Olympic medal record

Men's Equestrian

= Isaac Kitts =

American equestrian

Isaac Leonard Kitts (January 15, 1896 – April 1, 1953) was an American horse rider who competed in the 1932 Summer Olympics and in the 1936 Summer Olympics. In 1932 he and his horse American Lady won the bronze medal as member of the American dressage team in the team dressage competition after finishing sixth in the individual dressage event.

Four years later he and his horse American Lady finished ninth as part of the American dressage team in the team dressage competition after finishing 25th in the individual dressage event.
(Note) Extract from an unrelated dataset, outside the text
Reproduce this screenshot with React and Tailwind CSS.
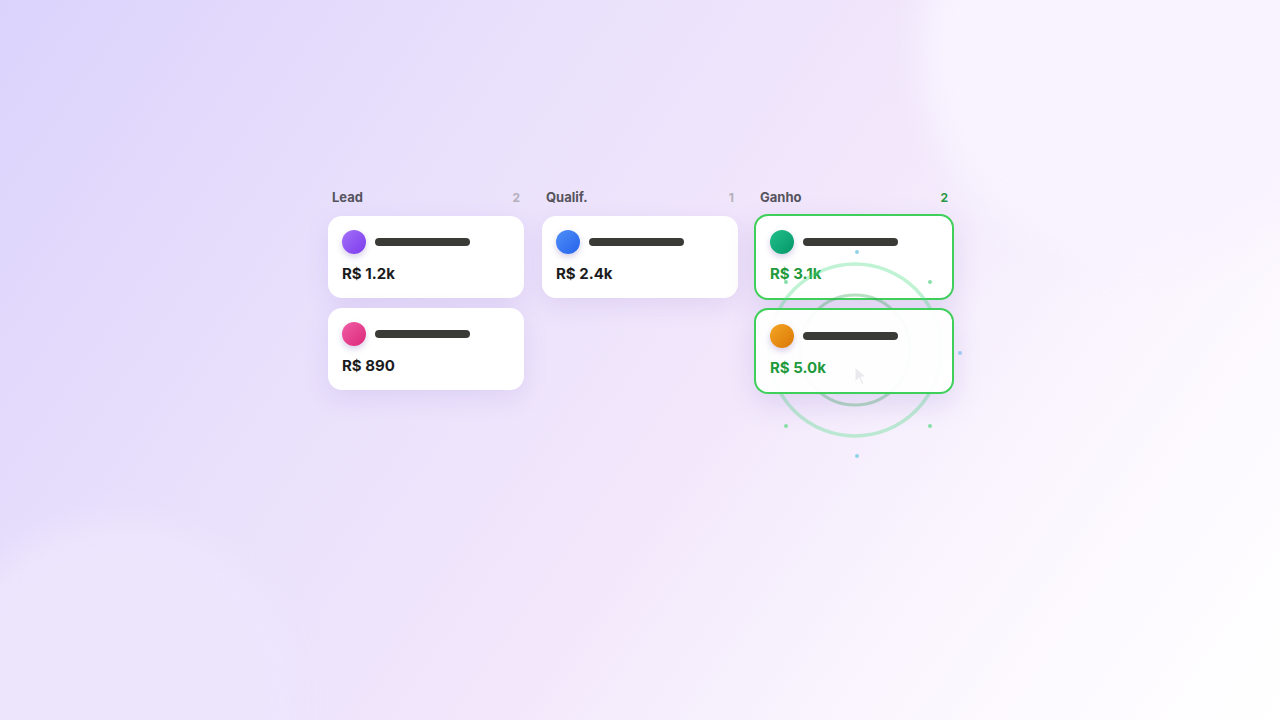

Kitts was born in New York state. During World War I, he was commissioned as a field artillery officer in February 1918. After the war, Kitts joined the Regular Army in September 1920. He graduated from the United States Army Field Artillery School Battery Officer Course in 1926 and the Advanced Course in 1933. Kitts graduated from the United States Army Cavalry School Advanced Equitation Course in 1928 and the Command and General Staff School in 1939. After World War II, he retired from active duty as a colonel on October 31, 1946. During his career, Kitts as awarded the Legion of Merit and the Bronze Star Medal.

After his death in Indiana, Kitts was buried at Arlington National Cemetery on April 7, 1953.